Judge Mehta is not expected to issue a final remedies decision until late summer or early autumn of 2025, though the complexity of the case and the near-certainty of appeal could extend the timeline considerably. Google has signaled that it will contest any divestiture order to the fullest extent of appellate review, potentially carrying the case to the United States Supreme Court. The appeals process alone could consume years, during which the competitive dynamics of the search and advertising markets may evolve in ways that render portions of the remedy obsolete — a temporal paradox that has haunted antitrust enforcement in fast-moving technology markets since the government’s case against Microsoft in the late 1990s.
Yet the closing arguments delivered in Judge Mehta’s courtroom this spring carry a weight that transcends the procedural calendar. They represent the culmination of a bipartisan reassessment of competition policy that began in earnest during the Trump administration’s first term, accelerated under President Biden, and has continued — with notable shifts in emphasis — into the present.

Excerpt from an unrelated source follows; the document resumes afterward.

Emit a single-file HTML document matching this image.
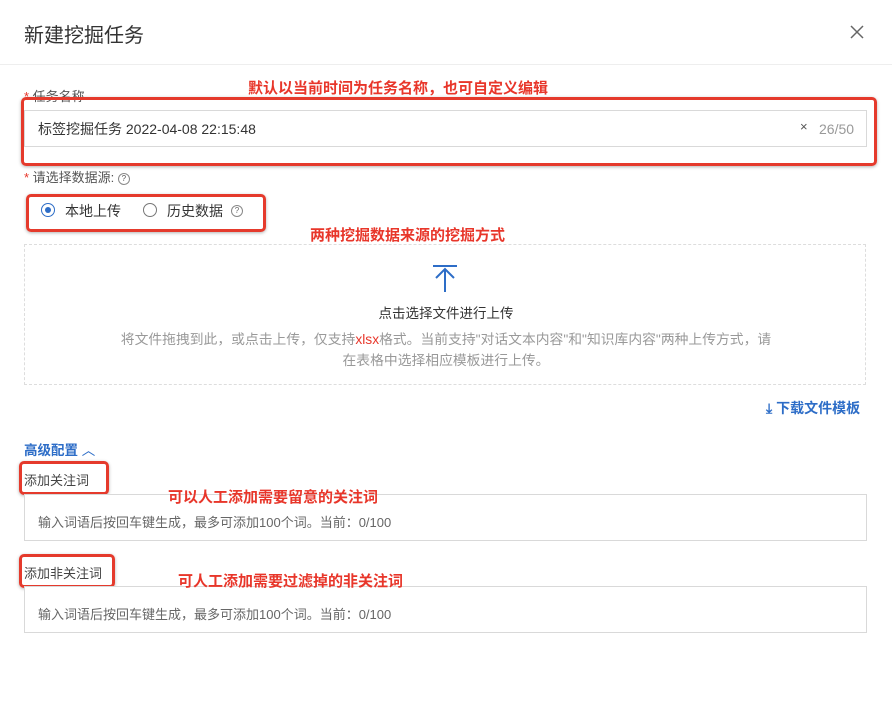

The Google case is the flagship of that reassessment, the vessel in which a generation’s worth of scholarly criticism, congressional investigation, and regulatory ambition has been concentrated into a single legal proceeding. Whether the result is a Chrome divestiture, a set of behavioral constraints, or some hybrid remedy yet to be articulated, the outcome will define the boundaries of permissible market power in the American digital economy for decades to come.
What is ultimately at issue is a question older than the internet itself: whether a private enterprise, having achieved dominance through a combination of ingenuity and strategic exclusion, may be permitted to retain the structural apparatus of that dominance after a court of law has found it to be unlawful. The Department of Justice, in pressing for Chrome’s separation from Google, has answered that question with a clarity that the law has not produced in forty years. The defense, in resisting, invokes the countervailing tradition that views structural remedies as destructive overreach. The republic — and its markets — await the court’s judgment.